» **GIVEN DATA**
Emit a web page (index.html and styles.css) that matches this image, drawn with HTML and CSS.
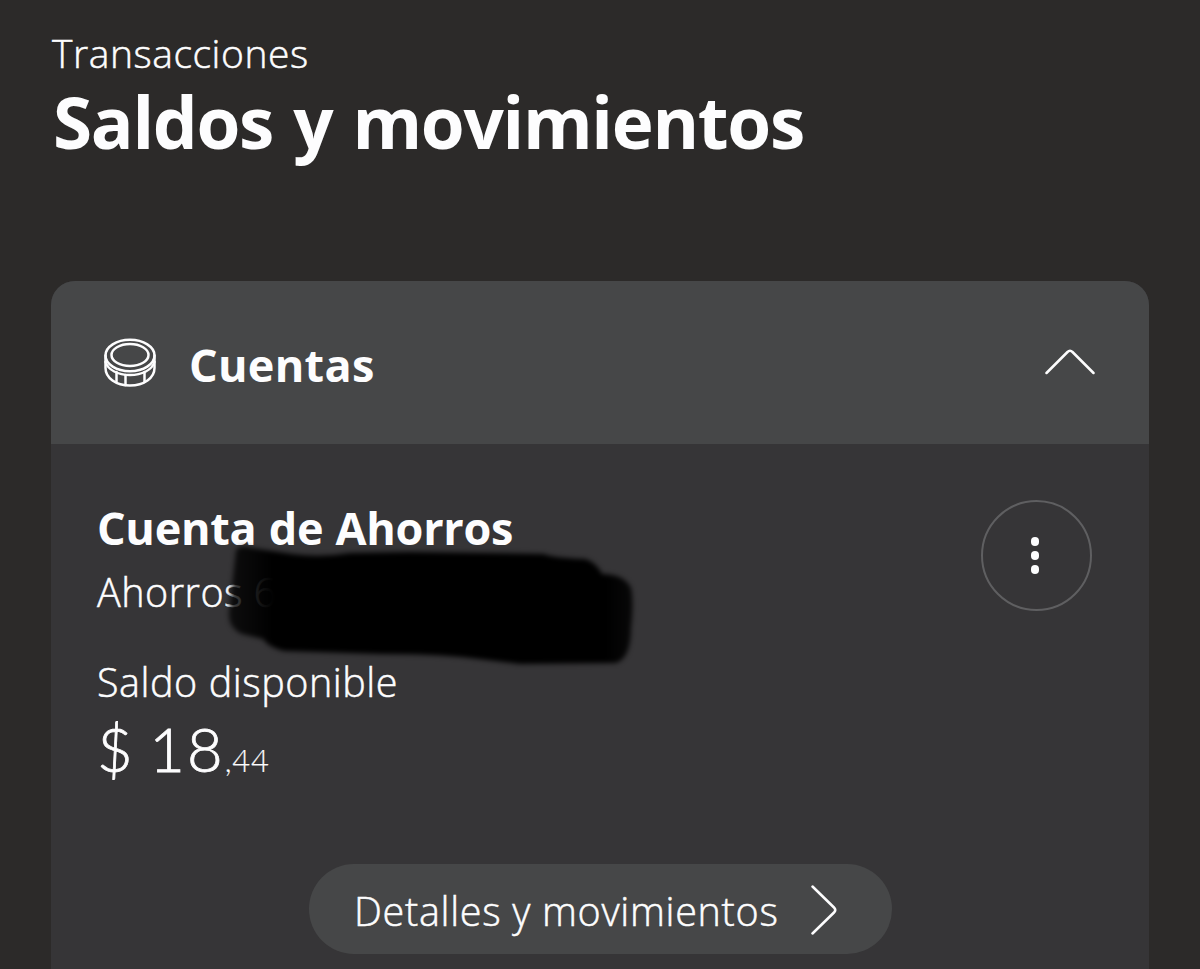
FILE: index.html
```html
<!DOCTYPE html>
<html lang="es">
<head>
    <meta charset="UTF-8">
    <meta name="viewport" content="width=device-width, initial-scale=1.0">
    <title>Saldos y movimientos</title>
    <link rel="stylesheet" href="styles.css">
</head>
<body>

    <header class="page-header">
        <p class="section-name">Transacciones</p>
        <h1>Saldos y movimientos</h1>
    </header>

    <section class="card">
        <div class="card-header">
            <svg class="coin-icon" width="54" height="50" viewBox="0 0 54 50">
                <ellipse cx="27" cy="17.5" rx="24.5" ry="15.7"/>
                <ellipse cx="27" cy="17" rx="18.5" ry="11"/>
                <path d="M2.5 17.5V30C2.5 40 13 47.5 27 47.5S51.5 40 51.5 30V17.5"/>
                <path d="M2.5 24C5 32 15 37 27 37S49 32 51.5 24"/>
                <path d="M13.5 34V44M22.5 37V47M41.5 34V44"/>
            </svg>
            <h2>Cuentas</h2>
            <svg class="arrow-up" width="52" height="28" viewBox="0 0 52 28">
                <path d="M2.5 25L23.5 4Q26 1.5 28.5 4L49.5 25"/>
            </svg>
        </div>

        <div class="card-body">
            <div class="account">
                <div class="account-info">
                    <h3>Cuenta de Ahorros</h3>
                    <div class="account-number">
                        <span>Ahorros</span> <span>6</span>
                        <svg class="scribble" width="420" height="134" viewBox="0 0 420 134">
                            <defs>
                                <linearGradient id="ink" x1="0" x2="1" y1="0" y2="0">
                                    <stop offset="0" stop-color="#000" stop-opacity="0.75"/>
                                    <stop offset="0.06" stop-color="#000" stop-opacity="0.88"/>
                                    <stop offset="0.11" stop-color="#000" stop-opacity="1"/>
                                    <stop offset="0.93" stop-color="#000"/>
                                    <stop offset="1" stop-color="#000" stop-opacity="0.85"/>
                                </linearGradient>
                                <filter id="soft" color-interpolation-filters="sRGB"><feGaussianBlur stdDeviation="2.5"/></filter>
                            </defs>
                            <path filter="url(#soft)" fill="url(#ink)" d="M16 10Q20 4 32 8L72 14Q100 18 130 13L190 12L324 14Q332 18 365 19Q376 22 382 34Q404 34 411 48Q414 62 411 88Q411 118 396 123L300 124L250 118Q215 114 160 114L64 111Q48 107 43 99L22 94Q8 88 9 72Z"/>
                        </svg>
                    </div>
                </div>
                <button class="menu-button" aria-label="Opciones">
                    <span class="dot"></span>
                    <span class="dot"></span>
                    <span class="dot"></span>
                </button>
            </div>

            <p class="balance-label">Saldo disponible</p>
            <p class="balance">$ 18<span class="cents">,44</span></p>

            <button class="details-button">
                <span>Detalles y movimientos</span>
                <svg class="arrow-right" width="28" height="52" viewBox="0 0 28 52">
                    <path d="M2.5 2.5L24 23.5Q26.5 26 24 28.5L2.5 49.5"/>
                </svg>
            </button>
        </div>
    </section>

</body>
</html>
```
FILE: styles.css
```css
* {
    box-sizing: border-box;
}
body {
    margin: 0;
    height: 969px;
    overflow: hidden;
    background-color: #2c2a29;
    color: #fdfdfe;
    font-family: "Open Sans", "Noto Sans", sans-serif;
    font-weight: 300;
    font-size: 39.5px;
    -webkit-text-stroke: 0.5px #fdfdfe;
}
h1, h2, h3, p {
    margin: 0;
}
h1, h2, h3 {
    font-weight: 700;
    -webkit-text-stroke: 0;
}
button {
    font: inherit;
    color: inherit;
    cursor: pointer;
}
svg {
    fill: none;
    stroke: #fdfdfe;
    stroke-width: 2.5;
    stroke-linecap: round;
    stroke-linejoin: round;
}
.page-header {
    height: 281px;
    padding: 33px 52px 0;
}
.section-name {
    font-size: 39px;
    line-height: 40px;
    letter-spacing: 0.55px;
}
h1 {
    margin: 9px 0 0 1px;
    font-size: 71px;
    line-height: 80px;
    letter-spacing: -1.3px;
    word-spacing: 3px;
    white-space: nowrap;
}
.card {
    margin: 0 51px;
    height: 720px;
    border-radius: 24px 24px 0 0;
    background-color: #363537;
    overflow: hidden;
}
.card-header {
    display: flex;
    align-items: center;
    height: 163px;
    padding: 0 53px 0 52px;
    background-color: #464748;
}
h2 {
    margin-left: 32px;
    padding-top: 5px;
    font-size: 45px;
    line-height: 60px;
    letter-spacing: 0.3px;
}
.arrow-up {
    margin: 0 0 2px auto;
}
.card-body {
    display: flex;
    flex-direction: column;
    padding: 56px 57px 0 46px;
}
.account {
    display: flex;
    justify-content: space-between;
    height: 157px;
}
h3 {
    font-size: 45px;
    line-height: 55px;
    letter-spacing: -0.3px;
    word-spacing: 1px;
}
.account-number {
    position: relative;
    margin-top: 12px;
    line-height: 50px;
    letter-spacing: 0.5px;
}
.scribble {
    position: absolute;
    left: 123px;
    top: -27px;
    stroke: none;
}
.menu-button {
    display: flex;
    flex-direction: column;
    align-items: center;
    justify-content: center;
    gap: 5.5px;
    width: 111px;
    height: 111px;
    padding: 0 3px 0 0;
    border: 2.5px solid #5f5f61;
    border-radius: 50%;
    background: none;
}
.dot {
    width: 8.5px;
    height: 8.5px;
    border-radius: 50%;
    background-color: #fdfdfe;
}
.balance-label {
    line-height: 50px;
    letter-spacing: 0.55px;
}
.balance {
    margin-top: 1px;
    font-family: Lato, "Open Sans", sans-serif;
    font-size: 61.5px;
    line-height: 80px;
    letter-spacing: 2px;
    word-spacing: -4px;
    -webkit-text-stroke: 0.8px #fdfdfe;
}
.cents {
    font-size: 31px;
    letter-spacing: 0.8px;
    -webkit-text-stroke: 0.2px #fdfdfe;
}
.details-button {
    display: flex;
    align-items: center;
    align-self: center;
    justify-content: space-between;
    width: 583px;
    height: 90px;
    margin: 64px 0 0 12px;
    padding: 4px 54px 0 45px;
    border: none;
    border-radius: 45px;
    background-color: #464748;
    letter-spacing: 0.7px;
    white-space: nowrap;
}
.arrow-right {
    margin-top: -2px;
}
```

» **EXERCISE**
Copy out all the data without changing anything, and drop the pictures.

» **ANSWER BELOW**
Emit a web page (index.html and styles.css) that matches this image, drawn with HTML and CSS.
FILE: index.html
```html
<!DOCTYPE html>
<html lang="es">
<head>
    <meta charset="UTF-8">
    <meta name="viewport" content="width=device-width, initial-scale=1.0">
    <title>Saldos y movimientos</title>
    <link rel="stylesheet" href="styles.css">
</head>
<body>

    <header class="page-header">
        <p class="section-name">Transacciones</p>
        <h1>Saldos y movimientos</h1>
    </header>

    <section class="card">
        <div class="card-header">
            <svg class="coin-icon" width="54" height="50" viewBox="0 0 54 50">
                <ellipse cx="27" cy="17.5" rx="24.5" ry="15.7"/>
                <ellipse cx="27" cy="17" rx="18.5" ry="11"/>
                <path d="M2.5 17.5V30C2.5 40 13 47.5 27 47.5S51.5 40 51.5 30V17.5"/>
                <path d="M2.5 24C5 32 15 37 27 37S49 32 51.5 24"/>
                <path d="M13.5 34V44M22.5 37V47M41.5 34V44"/>
            </svg>
            <h2>Cuentas</h2>
            <svg class="arrow-up" width="52" height="28" viewBox="0 0 52 28">
                <path d="M2.5 25L23.5 4Q26 1.5 28.5 4L49.5 25"/>
            </svg>
        </div>

        <div class="card-body">
            <div class="account">
                <div class="account-info">
                    <h3>Cuenta de Ahorros</h3>
                    <div class="account-number">
                        <span>Ahorros</span> <span>6</span>
                        <svg class="scribble" width="420" height="134" viewBox="0 0 420 134">
                            <defs>
                                <linearGradient id="ink" x1="0" x2="1" y1="0" y2="0">
                                    <stop offset="0" stop-color="#000" stop-opacity="0.75"/>
                                    <stop offset="0.06" stop-color="#000" stop-opacity="0.88"/>
                                    <stop offset="0.11" stop-color="#000" stop-opacity="1"/>
                                    <stop offset="0.93" stop-color="#000"/>
                                    <stop offset="1" stop-color="#000" stop-opacity="0.85"/>
                                </linearGradient>
                                <filter id="soft" color-interpolation-filters="sRGB"><feGaussianBlur stdDeviation="2.5"/></filter>
                            </defs>
                            <path filter="url(#soft)" fill="url(#ink)" d="M16 10Q20 4 32 8L72 14Q100 18 130 13L190 12L324 14Q332 18 365 19Q376 22 382 34Q404 34 411 48Q414 62 411 88Q411 118 396 123L300 124L250 118Q215 114 160 114L64 111Q48 107 43 99L22 94Q8 88 9 72Z"/>
                        </svg>
                    </div>
                </div>
                <button class="menu-button" aria-label="Opciones">
                    <span class="dot"></span>
                    <span class="dot"></span>
                    <span class="dot"></span>
                </button>
            </div>

            <p class="balance-label">Saldo disponible</p>
            <p class="balance">$ 18<span class="cents">,44</span></p>

            <button class="details-button">
                <span>Detalles y movimientos</span>
                <svg class="arrow-right" width="28" height="52" viewBox="0 0 28 52">
                    <path d="M2.5 2.5L24 23.5Q26.5 26 24 28.5L2.5 49.5"/>
                </svg>
            </button>
        </div>
    </section>

</body>
</html>
```
FILE: styles.css
```css
* {
    box-sizing: border-box;
}
body {
    margin: 0;
    height: 969px;
    overflow: hidden;
    background-color: #2c2a29;
    color: #fdfdfe;
    font-family: "Open Sans", "Noto Sans", sans-serif;
    font-weight: 300;
    font-size: 39.5px;
    -webkit-text-stroke: 0.5px #fdfdfe;
}
h1, h2, h3, p {
    margin: 0;
}
h1, h2, h3 {
    font-weight: 700;
    -webkit-text-stroke: 0;
}
button {
    font: inherit;
    color: inherit;
    cursor: pointer;
}
svg {
    fill: none;
    stroke: #fdfdfe;
    stroke-width: 2.5;
    stroke-linecap: round;
    stroke-linejoin: round;
}
.page-header {
    height: 281px;
    padding: 33px 52px 0;
}
.section-name {
    font-size: 39px;
    line-height: 40px;
    letter-spacing: 0.55px;
}
h1 {
    margin: 9px 0 0 1px;
    font-size: 71px;
    line-height: 80px;
    letter-spacing: -1.3px;
    word-spacing: 3px;
    white-space: nowrap;
}
.card {
    margin: 0 51px;
    height: 720px;
    border-radius: 24px 24px 0 0;
    background-color: #363537;
    overflow: hidden;
}
.card-header {
    display: flex;
    align-items: center;
    height: 163px;
    padding: 0 53px 0 52px;
    background-color: #464748;
}
h2 {
    margin-left: 32px;
    padding-top: 5px;
    font-size: 45px;
    line-height: 60px;
    letter-spacing: 0.3px;
}
.arrow-up {
    margin: 0 0 2px auto;
}
.card-body {
    display: flex;
    flex-direction: column;
    padding: 56px 57px 0 46px;
}
.account {
    display: flex;
    justify-content: space-between;
    height: 157px;
}
h3 {
    font-size: 45px;
    line-height: 55px;
    letter-spacing: -0.3px;
    word-spacing: 1px;
}
.account-number {
    position: relative;
    margin-top: 12px;
    line-height: 50px;
    letter-spacing: 0.5px;
}
.scribble {
    position: absolute;
    left: 123px;
    top: -27px;
    stroke: none;
}
.menu-button {
    display: flex;
    flex-direction: column;
    align-items: center;
    justify-content: center;
    gap: 5.5px;
    width: 111px;
    height: 111px;
    padding: 0 3px 0 0;
    border: 2.5px solid #5f5f61;
    border-radius: 50%;
    background: none;
}
.dot {
    width: 8.5px;
    height: 8.5px;
    border-radius: 50%;
    background-color: #fdfdfe;
}
.balance-label {
    line-height: 50px;
    letter-spacing: 0.55px;
}
.balance {
    margin-top: 1px;
    font-family: Lato, "Open Sans", sans-serif;
    font-size: 61.5px;
    line-height: 80px;
    letter-spacing: 2px;
    word-spacing: -4px;
    -webkit-text-stroke: 0.8px #fdfdfe;
}
.cents {
    font-size: 31px;
    letter-spacing: 0.8px;
    -webkit-text-stroke: 0.2px #fdfdfe;
}
.details-button {
    display: flex;
    align-items: center;
    align-self: center;
    justify-content: space-between;
    width: 583px;
    height: 90px;
    margin: 64px 0 0 12px;
    padding: 4px 54px 0 45px;
    border: none;
    border-radius: 45px;
    background-color: #464748;
    letter-spacing: 0.7px;
    white-space: nowrap;
}
.arrow-right {
    margin-top: -2px;
}
```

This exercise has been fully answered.